The Insight: Build observability into the execution path, not as an afterthought.

4. Precedent Becomes Searchable Intelligence

When decision traces accumulate, precedent becomes searchable. "What worked for similar campaigns?" becomes a query, not a guess.

The Insight: The context graph is the searchable library of what actually works, not just what should work in theory.

5. Autonomous Systems Require Guardrails

Self-correction is powerful, but dangerous without constraints. Budget limits, channel health (spam risk, deliverability, account reputation), rate limits—these are guardrails that prevent optimization from going wrong.

The Insight: Define objectives and constraints clearly. Let the system discover the strategy within those bounds, respecting channel-specific limits (email sending limits, LinkedIn connection limits, call quotas).
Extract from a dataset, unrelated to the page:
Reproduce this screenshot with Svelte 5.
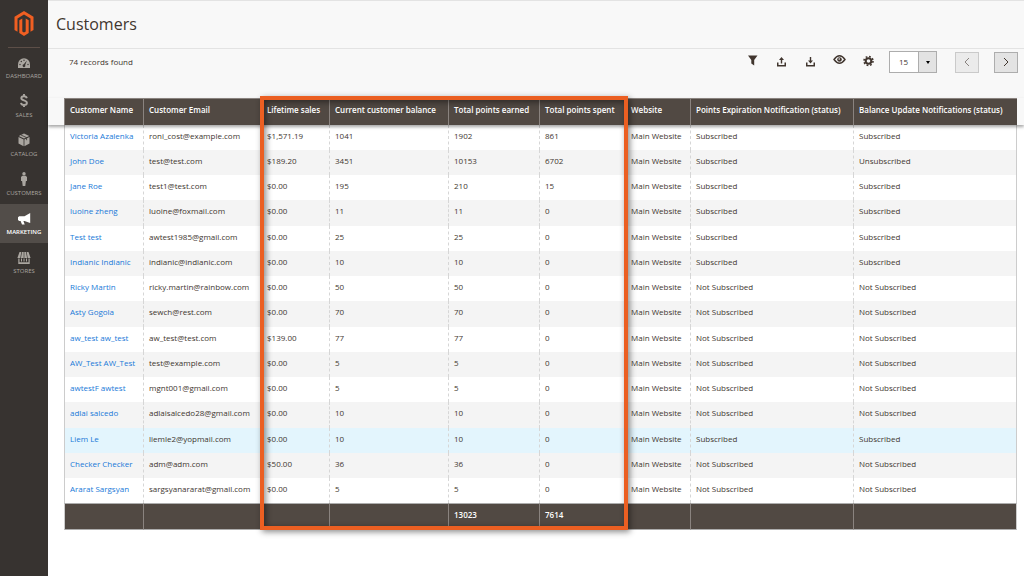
<script lang="ts">
	interface Customer {
		name: string;
		email: string;
		sales: string;
		balance: number;
		earned: number;
		spent: number;
		expiration: string;
		update: string;
		highlighted?: boolean;
	}

	const columns = [
		{ label: 'Customer Name', width: 79 },
		{ label: 'Customer Email', width: 119 },
		{ label: 'Lifetime sales', width: 67 },
		{ label: 'Current customer balance', width: 119 },
		{ label: 'Total points earned', width: 91 },
		{ label: 'Total points spent', width: 87 },
		{ label: 'Website', width: 64 },
		{ label: 'Points Expiration Notification (status)', width: 163 },
		{ label: 'Balance Update Notifications (status)', width: 164 }
	];

	// The frame runs from "Lifetime sales" to "Total points spent"
	const frameFrom = 2;
	const frameTo = 6;

	const sum = (cols: typeof columns) => cols.reduce((total, c) => total + c.width, 0);
	const tableWidth = sum(columns);
	const frameLeft = (sum(columns.slice(0, frameFrom)) / tableWidth) * 100;
	const frameWidth = (sum(columns.slice(frameFrom, frameTo)) / tableWidth) * 100;

	const yes = 'Subscribed';
	const no = 'Not Subscribed';

	const customers: Customer[] = [
		{ name: 'Victoria Azalenka', email: 'roni_cost@example.com', sales: '$1,571.19', balance: 1041, earned: 1902, spent: 861, expiration: yes, update: yes },
		{ name: 'John Doe', email: 'test@test.com', sales: '$189.20', balance: 3451, earned: 10153, spent: 6702, expiration: yes, update: 'Unsubscribed' },
		{ name: 'Jane Roe', email: 'test1@test.com', sales: '$0.00', balance: 195, earned: 210, spent: 15, expiration: yes, update: yes },
		{ name: 'luoine zheng', email: 'luoine@foxmail.com', sales: '$0.00', balance: 11, earned: 11, spent: 0, expiration: yes, update: yes },
		{ name: 'Test test', email: 'awtest1985@gmail.com', sales: '$0.00', balance: 25, earned: 25, spent: 0, expiration: yes, update: yes },
		{ name: 'Indianic Indianic', email: 'indianic@indianic.com', sales: '$0.00', balance: 10, earned: 10, spent: 0, expiration: yes, update: yes },
		{ name: 'Ricky Martin', email: 'ricky.martin@rainbow.com', sales: '$0.00', balance: 50, earned: 50, spent: 0, expiration: no, update: no },
		{ name: 'Asty Gogola', email: 'sewch@rest.com', sales: '$0.00', balance: 70, earned: 70, spent: 0, expiration: no, update: no },
		{ name: 'aw_test aw_test', email: 'aw_test@test.com', sales: '$139.00', balance: 77, earned: 77, spent: 0, expiration: no, update: no },
		{ name: 'AW_Test AW_Test', email: 'test@example.com', sales: '$0.00', balance: 5, earned: 5, spent: 0, expiration: no, update: no },
		{ name: 'awtestF awtest', email: 'mgnt001@gmail.com', sales: '$0.00', balance: 5, earned: 5, spent: 0, expiration: no, update: no },
		{ name: 'adlai salcedo', email: 'adlaisalcedo28@gmail.com', sales: '$0.00', balance: 10, earned: 10, spent: 0, expiration: no, update: no },
		{ name: 'Liem Le', email: 'liemle2@yopmail.com', sales: '$0.00', balance: 10, earned: 10, spent: 0, expiration: yes, update: yes, highlighted: true },
		{ name: 'Checker Checker', email: 'adm@adm.com', sales: '$50.00', balance: 36, earned: 36, spent: 0, expiration: no, update: no },
		{ name: 'Ararat Sargsyan', email: 'sargsyanararat@gmail.com', sales: '$0.00', balance: 5, earned: 5, spent: 0, expiration: no, update: no }
	];

	const menu = ['Dashboard', 'Sales', 'Catalog', 'Customers', 'Marketing', 'Stores'];
	const active = 'Marketing';

	let pageSize = $state('15');
</script>

<div class="admin">
	<aside class="sidebar">
		<a class="sidebar-logo" href="#home" aria-label="Magento">
			<svg width="20" height="26" viewBox="0 0 20 26" fill="#f05f22">
				<path d="M10 0 19.500 5.700V19L16.500 20.700V7.500L10 3.600 3.500 7.500V20.700L.5 19V5.700Z" />
				<path d="M5.300 9.200 8.300 7.500V20.500L10 21.500 11.700 20.500V7.500L14.700 9.200V22L10 25 5.300 22Z" />
			</svg>
		</a>
		<nav class="sidebar-nav">
			{#each menu as item (item)}
				<a class="sidebar-item" class:sidebar-item-active={item === active} href="#{item.toLowerCase()}">
					<svg width="14" height="14" viewBox="0 0 14 14" fill="currentColor">
						{#if item === 'Dashboard'}
							<path d="M1 13V9.200a6 6 0 0 1 12 0V13Z" />
							<g fill="#373330">
								<circle cx="3" cy="9.500" r=".7" />
								<circle cx="4.300" cy="6.500" r=".7" />
								<circle cx="7" cy="5.200" r=".7" />
								<circle cx="11" cy="9.500" r=".7" />
								<path d="M9.900 5.500 8.200 10a1.400 1.400 0 1 1-1.400-.7Z" />
							</g>
						{:else if item === 'Sales'}
							<path
								d="M9.800 4.300C9.500 2.900 8.500 2.200 7 2.200S4.300 3 4.300 4.300C4.300 7 9.900 5.900 9.900 8.900c0 1.400-1.200 2.100-2.900 2.100S4.200 10.200 4 8.800M7 0v2.500M7 10.800V13"
								fill="none"
								stroke="currentColor"
								stroke-width="1.900"
							/>
						{:else if item === 'Catalog'}
							<path d="M7 .5 12.200 3 7 5.500 1.800 3ZM1.500 4.100 6.600 6.600V13.300L1.500 10.500ZM12.500 4.100 7.400 6.600V13.300l5.100-2.800Z" />
							<path d="M4 2 9.600 4.600V7.200" fill="none" stroke="#373330" stroke-width=".8" />
						{:else if item === 'Customers'}
							<circle cx="7" cy="1.700" r="1.700" />
							<path d="M5.300 3.700h3.400L10 5v4H8.900l-.6 5H5.700L5.100 9H4V5Z" />
						{:else if item === 'Marketing'}
							<path d="M13.200 2v10L7.500 10H6.400l1.300 3.400H5L3.600 10H2.200L1 8.900V6.200l1.200-1h5.300Z" />
						{:else}
							<path d="M2.500 2h1.800L3.300 8H.4ZM5 2h1.700v6H3.900ZM7.300 2H9l1.100 6H7.300ZM9.700 2h1.800l2.100 6h-2.900Z" />
							<path d="M1.300 8.600h1.200v3.600h9V8.600h1.200V14H1.300ZM4 8.600h1v2.800H4ZM6.500 8.600h1v2.800h-1ZM9 8.600h1v2.800H9Z" />
						{/if}
					</svg>
					<span>{item}</span>
				</a>
			{/each}
		</nav>
	</aside>

	<main class="content">
		<header class="page-header">
			<h1>Customers</h1>
		</header>

		<div class="toolbar">
			<p class="toolbar-count">74 records found</p>
			<div class="toolbar-actions">
				<button class="toolbar-icon" type="button" aria-label="Filters">
					<svg width="13" height="13" viewBox="0 0 13 13" fill="currentColor">
						<path d="M2 1.500h9.500L8.200 6v5.500L5.300 9.500V6Z" />
					</svg>
				</button>
				<button class="toolbar-icon" type="button" aria-label="Export">
					<svg width="13" height="13" viewBox="0 0 13 13" fill="currentColor">
						<path d="M6.500 3 9 6H7.200V9.500H5.800V6H4Z" />
						<path d="M2 8.500h1.500V11h6V8.500H11v4H2Z" />
					</svg>
				</button>
				<button class="toolbar-icon" type="button" aria-label="Import">
					<svg width="13" height="13" viewBox="0 0 13 13" fill="currentColor">
						<path d="M6.500 9.500 9 6.500H7.200V3H5.800v3.500H4Z" />
						<path d="M2 8.500h1.500V11h6V8.500H11v4H2Z" />
					</svg>
				</button>
				<button class="toolbar-icon" type="button" aria-label="View">
					<svg width="13" height="13" viewBox="0 0 13 13">
						<path
							d="M1 5.500Q6.500-2 12 5.500 6.500 13 1 5.500Z"
							fill="none"
							stroke="currentColor"
							stroke-width="1.400"
						/>
						<circle cx="6.500" cy="5.500" r="2.300" fill="currentColor" />
						<circle cx="6.200" cy="5" r=".8" fill="#f8f8f8" />
					</svg>
				</button>
				<button class="toolbar-icon" type="button" aria-label="Columns">
					<svg width="13" height="13" viewBox="0 0 13 13" fill="none" stroke="currentColor">
						<circle cx="6.500" cy="7" r="2.800" stroke-width="2" />
						<circle cx="6.500" cy="7" r="4.500" stroke-width="1.600" stroke-dasharray="1.770 1.765" />
					</svg>
				</button>
				<div class="toolbar-size">
					<select aria-label="Per page" bind:value={pageSize}>
						<option>15</option>
						<option>20</option>
						<option>30</option>
						<option>50</option>
					</select>
					<span class="toolbar-size-arrow"></span>
				</div>
				<button class="toolbar-page" type="button" aria-label="Previous page" disabled>
					<svg width="8" height="10" viewBox="0 0 8 10"><path d="M6 1 2 5l4 4" /></svg>
				</button>
				<button class="toolbar-page" type="button" aria-label="Next page">
					<svg width="8" height="10" viewBox="0 0 8 10"><path d="M2 1l4 4-4 4" /></svg>
				</button>
			</div>
		</div>

		<div class="grid">
			<div class="grid-inner">
				<table>
					<colgroup>
						{#each columns as column (column.label)}
							<col style="width: {column.width}px" />
						{/each}
					</colgroup>
					<thead>
						<tr>
							{#each columns as column (column.label)}
								<th scope="col">{column.label}</th>
							{/each}
						</tr>
					</thead>
					<tbody>
						{#each customers as customer (customer.email)}
							<tr class:highlighted={customer.highlighted}>
								<td><a href="#customer">{customer.name}</a></td>
								<td>{customer.email}</td>
								<td>{customer.sales}</td>
								<td>{customer.balance}</td>
								<td>{customer.earned}</td>
								<td>{customer.spent}</td>
								<td>Main Website</td>
								<td>{customer.expiration}</td>
								<td>{customer.update}</td>
							</tr>
						{/each}
					</tbody>
					<tfoot>
						<tr>
							<td></td>
							<td></td>
							<td></td>
							<td></td>
							<td>13023</td>
							<td>7614</td>
							<td></td>
							<td></td>
							<td></td>
						</tr>
					</tfoot>
				</table>
				<div class="grid-frame" style="left: {frameLeft}%; width: {frameWidth}%"></div>
			</div>
		</div>
	</main>
</div>

<style>
	:global(body) {
		background: #fff;
	}

	.admin {
		display: flex;
		min-height: 100vh;
		font-family: 'Open Sans', 'Noto Sans', sans-serif;
		font-size: 8px;
		line-height: 12px;
		color: #41362f;
	}

	.sidebar {
		flex: 0 0 48px;
		background: #373330;
	}

	.sidebar-logo {
		display: flex;
		justify-content: center;
		box-sizing: border-box;
		height: 48px;
		margin: 0 8px;
		padding-top: 11px;
		border-bottom: 1px solid #5d4f48;
	}

	.sidebar-nav {
		display: flex;
		flex-direction: column;
	}

	.sidebar-item {
		display: flex;
		flex-direction: column;
		align-items: center;
		gap: 2px;
		box-sizing: border-box;
		height: 39px;
		padding-top: 7px;
		font-size: 6px;
		line-height: 10px;
		text-transform: uppercase;
		text-decoration: none;
		color: #aaa6a0;
	}

	.sidebar-item-active {
		background: #524d49;
		color: #fff;
		font-weight: 600;
	}

	.content {
		flex: 1;
		min-width: 0;
	}

	.page-header {
		box-sizing: border-box;
		height: 49px;
		padding: 11px 8px;
		background: #f8f8f8;
		border-top: 1px solid #e3e3e3;
		border-bottom: 1px solid #e3e3e3;
	}

	h1 {
		margin: 0;
		font-size: 16px;
		line-height: 24px;
		font-weight: 400;
	}

	.toolbar {
		display: flex;
		justify-content: space-between;
		align-items: flex-start;
		box-sizing: border-box;
		height: 49px;
		padding: 2px 6px 0 21px;
		background: #f8f8f8;
	}

	.toolbar-count {
		margin: 0;
		line-height: 22px;
	}

	.toolbar-actions {
		display: flex;
		align-items: center;
	}

	.toolbar-icon {
		width: 13px;
		height: 22px;
		margin-right: 16px;
		padding: 0;
		border: 0;
		background: none;
		color: #41362f;
	}

	.toolbar-icon:last-of-type {
		margin-right: 0;
	}

	.toolbar-size {
		position: relative;
		width: 48px;
		margin-left: -2px;
		margin-right: 18px;
	}

	.toolbar-size select {
		display: block;
		appearance: none;
		width: 100%;
		height: 22px;
		padding: 0 9px;
		border: 1px solid #adadad;
		border-radius: 0;
		background: #fff;
		font: inherit;
		color: inherit;
	}

	.toolbar-size-arrow {
		position: absolute;
		top: 1px;
		right: 1px;
		display: flex;
		align-items: center;
		justify-content: center;
		width: 17px;
		height: 20px;
		border-left: 1px solid #adadad;
		background: #e3e3e3;
		pointer-events: none;
	}

	.toolbar-size-arrow::after {
		content: '';
		border: 2px solid transparent;
		border-top: 3px solid #000;
		border-bottom: 0;
	}

	.toolbar-page {
		display: flex;
		align-items: center;
		justify-content: center;
		width: 24px;
		height: 21px;
		padding: 0;
		border: 1px solid #adadad;
		background: #e3e3e3;
		color: #41362f;
	}

	.toolbar-page + .toolbar-page {
		margin-left: 15px;
	}

	.toolbar-page:disabled {
		opacity: 0.6;
	}

	.toolbar-page path {
		fill: none;
		stroke: currentColor;
	}

	.grid {
		position: relative;
		padding: 0 7px 0 16px;
	}

	/* Backdrop of the header row, casts its shadow over the first row */
	.grid::before {
		content: '';
		position: absolute;
		z-index: 1;
		top: 0;
		left: 0;
		right: 0;
		height: 27px;
		background: #f8f8f8;
		box-shadow: 0 2px 3px rgba(0, 0, 0, 0.35);
	}

	.grid-inner {
		position: relative;
	}

	table {
		width: 100%;
		table-layout: fixed;
		border-collapse: separate;
		border-spacing: 0;
	}

	thead {
		position: relative;
		z-index: 2;
	}

	th,
	td {
		box-sizing: border-box;
		height: 25px;
		padding: 0 0 4px 5px;
		border-left: 1px dashed #d6d6d6;
		text-align: left;
		white-space: nowrap;
	}

	th {
		height: 27px;
		border-top: 1px solid #8a837f;
		border-left: 1px solid #8a837f;
		background: #514943;
		font-weight: 600;
		color: #fff;
	}

	td:first-child {
		border-left: 1px solid #ccc;
	}

	td:last-child {
		border-right: 1px solid #ccc;
	}

	th:nth-child(3),
	td:nth-child(3),
	th:nth-child(7),
	td:nth-child(7) {
		border-left: 0;
	}

	tbody tr:nth-child(even) {
		background: #f4f4f4;
	}

	tbody tr:nth-child(4n) td {
		height: 26px;
	}

	tbody .highlighted {
		background: #e3f5fd;
	}

	tbody a {
		color: #1979d8;
		text-decoration: none;
	}

	tfoot td {
		height: 27px;
		border-top: 1px solid #adadad;
		border-bottom: 1px solid #adadad;
		border-left: 1px solid #8a837f;
		background: #514943;
		font-weight: 600;
		color: #fff;
	}

	.grid-frame {
		position: absolute;
		z-index: 3;
		top: -2px;
		bottom: 0;
		pointer-events: none;
	}

	.grid-frame::before {
		content: '';
		position: absolute;
		inset: 0 -2px;
		border: 4px solid #eb5f22;
		box-shadow:
			2px 2px 6px rgba(0, 0, 0, 0.45),
			inset 2px 2px 6px rgba(0, 0, 0, 0.45);
	}
</style>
Conclusion: The Architecture Advantage

The next generation of GTM platforms won't just execute workflows—they'll learn from every decision, adapt to every outcome, and compound intelligence over time.

What We've Built:

  • Adaptive orchestration that learns from every execution
  • Context graphs that capture decision traces
  • Self-improving intelligence that compounds over time

What We're Building:

  • Self-correcting campaigns that optimize autonomously across all GTM channels
  • Precedent-based parameter selection
  • Full-parameter optimization (messaging + channel + delivery + audience)
  • Multi-channel orchestration that discovers optimal channel mix per ICP

The Competitive Advantage:

  • Data moat: Context graph compounds with every execution
  • Operational moat: System requires less manual intervention
  • Intelligence moat: Precedent-based decisions improve over time

Traditional tools require maintenance as the world changes. Self-correcting systems adapt as the world changes. That's the fundamental difference, and that's why this represents the future of GTM orchestration.


This essay is based on technical innovations implemented in VibeTM's Compass Engine, including adaptive orchestration, context graph capture, self-improving intelligence, and the foundation for self-correcting campaigns. All capabilities described are in active development.